Avrupa Merkez Bankasının (ECB) Tüketici Beklentileri Anketi'ne göre, tüketicilerin gelecek 12 ay için enflasyon beklentisi Aralık 2023'te bir önceki aya kıyasla yüzde 3,5'ten yüzde 3,2'ye geriledi. Gelecek üç yıla ilişkin enflasyon beklentisi ise yüzde 2,4'ten yüzde 2,5'e yükseldi.
Geçen hafta hizmet sektörü ve bileşik PMI ocakta Almanya'da sırasıyla 47,7 ve 47, Avro Bölgesi'nde ise 48,4 ve 47,9 seviyesinde gerçekleşti. İngiltere'de ise hizmet sektörü ve bileşik PMI sırasıyla 54,3 ve 52,9'a çıktı. Avro Bölgesi'nde geçen ÜFE verileri aylık bazda yüzde 0,8, yıllık bazda ise yüzde 10,6 geriledi.
Almanya'da açıklanan sanayi üretimi, aralıkta aylık bazda yüzde 1,6 azalışla beklentilerin altında kalırken, İngiltere'de ortalama konut fiyatı ocakta yıllık bazda yüzde 2,5 artarak son bir yılın en güçlü yükselişini kaydetti.

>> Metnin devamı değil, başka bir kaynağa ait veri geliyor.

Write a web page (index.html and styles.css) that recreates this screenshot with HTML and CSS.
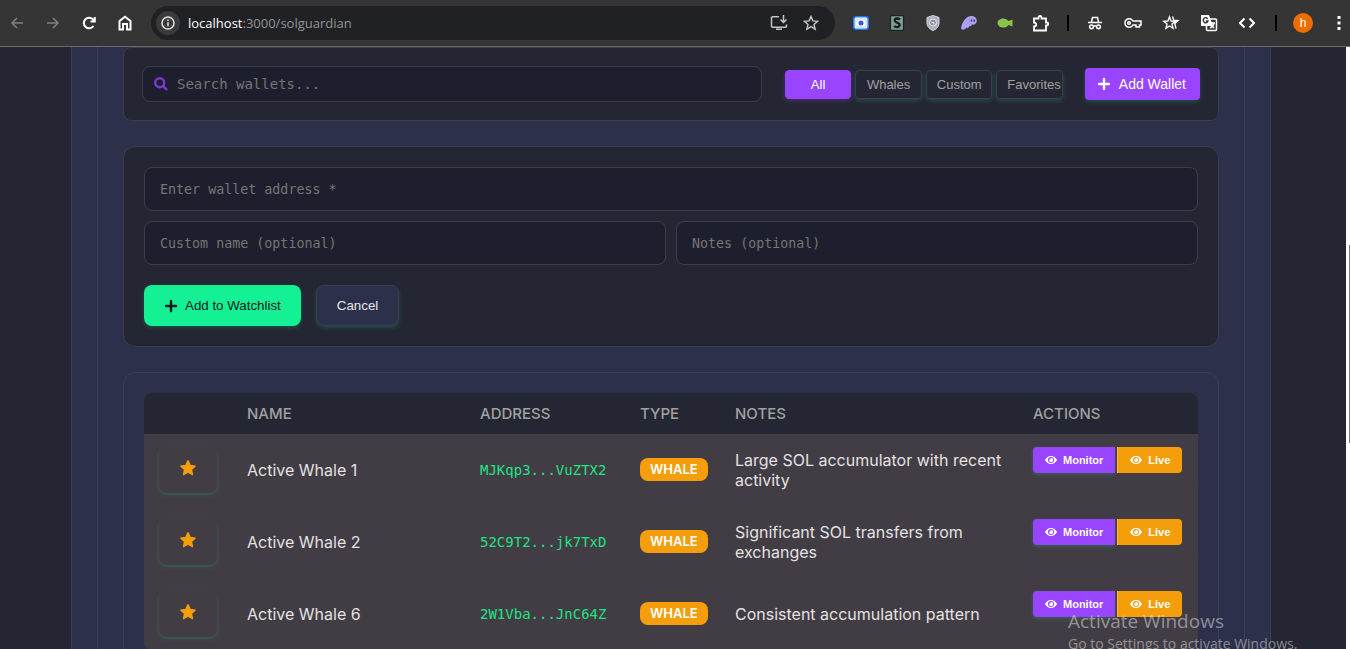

Uluslararası kredi derecelendirme kuruluşu Fitch Ratings, İngiliz bankalarının karlılığının halen güçlü seviyede olduğunu bildirirken, geçen hafta açıklamalarda bulunan İngiltere Merkez Bankası (BoE) Başkan Yardımcısı Sarah Breeden, ülkede politika faizinin artırılmasına ihtiyaç duyulabileceğine ilişkin endişelerinin azaldığını söyledi.
Öte yandan, BoE Parasal Politika Komitesi Üyesi Catherine Mann, ülkede enflasyonun halen kalıcı bir şekilde ivmelenme riski olduğu uyarısında bulundu.